*GIVEN INSTRUCTION*. Do not copy the pictures; transcribe all other material exactly.

*MATERIAL PROVIDED*.
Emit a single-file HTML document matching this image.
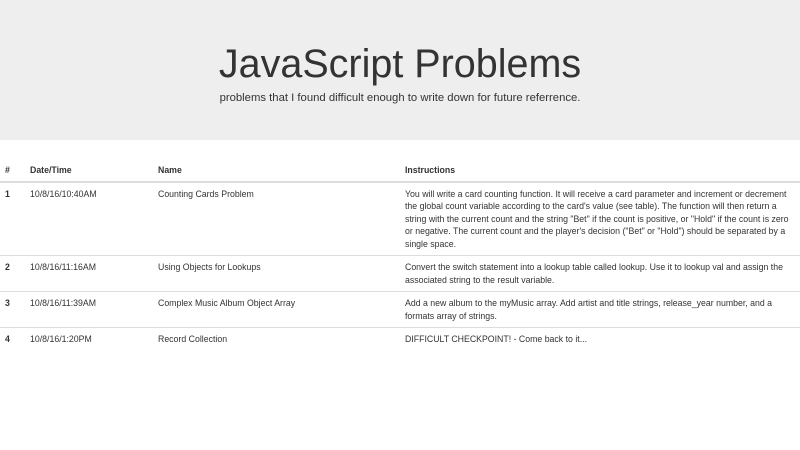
<!DOCTYPE html>
<html><head><style>
body{margin:0;font-family:"Liberation Sans",sans-serif;color:#333;background:#fff;font-size:8.75px;line-height:12.5px}
.j{background:#eee;height:140px;text-align:center;box-sizing:border-box;padding-top:42px}
.j h1{margin:0;font-size:39.5px;font-weight:normal;line-height:44px;color:#333}
.j p{margin:4px 0 0;font-size:11.3px;line-height:16px}
table{width:800px;border-collapse:collapse;margin-top:18px}
th,td{text-align:left;vertical-align:top;padding:5px 5px;border-top:1px solid #ddd}
th{border-top:none;border-bottom:2px solid #ddd;font-weight:bold;padding-top:6px;padding-bottom:4px}
td:first-child{font-weight:bold}
</style></head><body>
<div class="j"><h1>JavaScript Problems</h1><p>problems that I found difficult enough to write down for future referrence.</p></div>
<table>
<colgroup><col style="width:25px"><col style="width:128px"><col style="width:247px"><col></colgroup>
<tr><th>#</th><th>Date/Time</th><th>Name</th><th>Instructions</th></tr>
<tr><td>1</td><td>10/8/16/10:40AM</td><td>Counting Cards Problem</td><td>You will write a card counting function. It will receive a card parameter and increment or decrement the global count variable according to the card's value (see table). The function will then return a string with the current count and the string "Bet" if the count is positive, or "Hold" if the count is zero or negative. The current count and the player's decision ("Bet" or "Hold") should be separated by a single space.</td></tr>
<tr><td>2</td><td>10/8/16/11:16AM</td><td>Using Objects for Lookups</td><td>Convert the switch statement into a lookup table called lookup. Use it to lookup val and assign the associated string to the result variable.</td></tr>
<tr><td>3</td><td>10/8/16/11:39AM</td><td>Complex Music Album Object Array</td><td>Add a new album to the myMusic array. Add artist and title strings, release_year number, and a formats array of strings.</td></tr>
<tr><td>4</td><td>10/8/16/1:20PM</td><td>Record Collection</td><td>DIFFICULT CHECKPOINT! - Come back to it...</td></tr>
</table>
</body></html>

*EXERCISE OUTPUT*.
Emit a single-file HTML document matching this image.
<!DOCTYPE html>
<html><head><style>
body{margin:0;font-family:"Liberation Sans",sans-serif;color:#333;background:#fff;font-size:8.75px;line-height:12.5px}
.j{background:#eee;height:140px;text-align:center;box-sizing:border-box;padding-top:42px}
.j h1{margin:0;font-size:39.5px;font-weight:normal;line-height:44px;color:#333}
.j p{margin:4px 0 0;font-size:11.3px;line-height:16px}
table{width:800px;border-collapse:collapse;margin-top:18px}
th,td{text-align:left;vertical-align:top;padding:5px 5px;border-top:1px solid #ddd}
th{border-top:none;border-bottom:2px solid #ddd;font-weight:bold;padding-top:6px;padding-bottom:4px}
td:first-child{font-weight:bold}
</style></head><body>
<div class="j"><h1>JavaScript Problems</h1><p>problems that I found difficult enough to write down for future referrence.</p></div>
<table>
<colgroup><col style="width:25px"><col style="width:128px"><col style="width:247px"><col></colgroup>
<tr><th>#</th><th>Date/Time</th><th>Name</th><th>Instructions</th></tr>
<tr><td>1</td><td>10/8/16/10:40AM</td><td>Counting Cards Problem</td><td>You will write a card counting function. It will receive a card parameter and increment or decrement the global count variable according to the card's value (see table). The function will then return a string with the current count and the string "Bet" if the count is positive, or "Hold" if the count is zero or negative. The current count and the player's decision ("Bet" or "Hold") should be separated by a single space.</td></tr>
<tr><td>2</td><td>10/8/16/11:16AM</td><td>Using Objects for Lookups</td><td>Convert the switch statement into a lookup table called lookup. Use it to lookup val and assign the associated string to the result variable.</td></tr>
<tr><td>3</td><td>10/8/16/11:39AM</td><td>Complex Music Album Object Array</td><td>Add a new album to the myMusic array. Add artist and title strings, release_year number, and a formats array of strings.</td></tr>
<tr><td>4</td><td>10/8/16/1:20PM</td><td>Record Collection</td><td>DIFFICULT CHECKPOINT! - Come back to it...</td></tr>
</table>
</body></html>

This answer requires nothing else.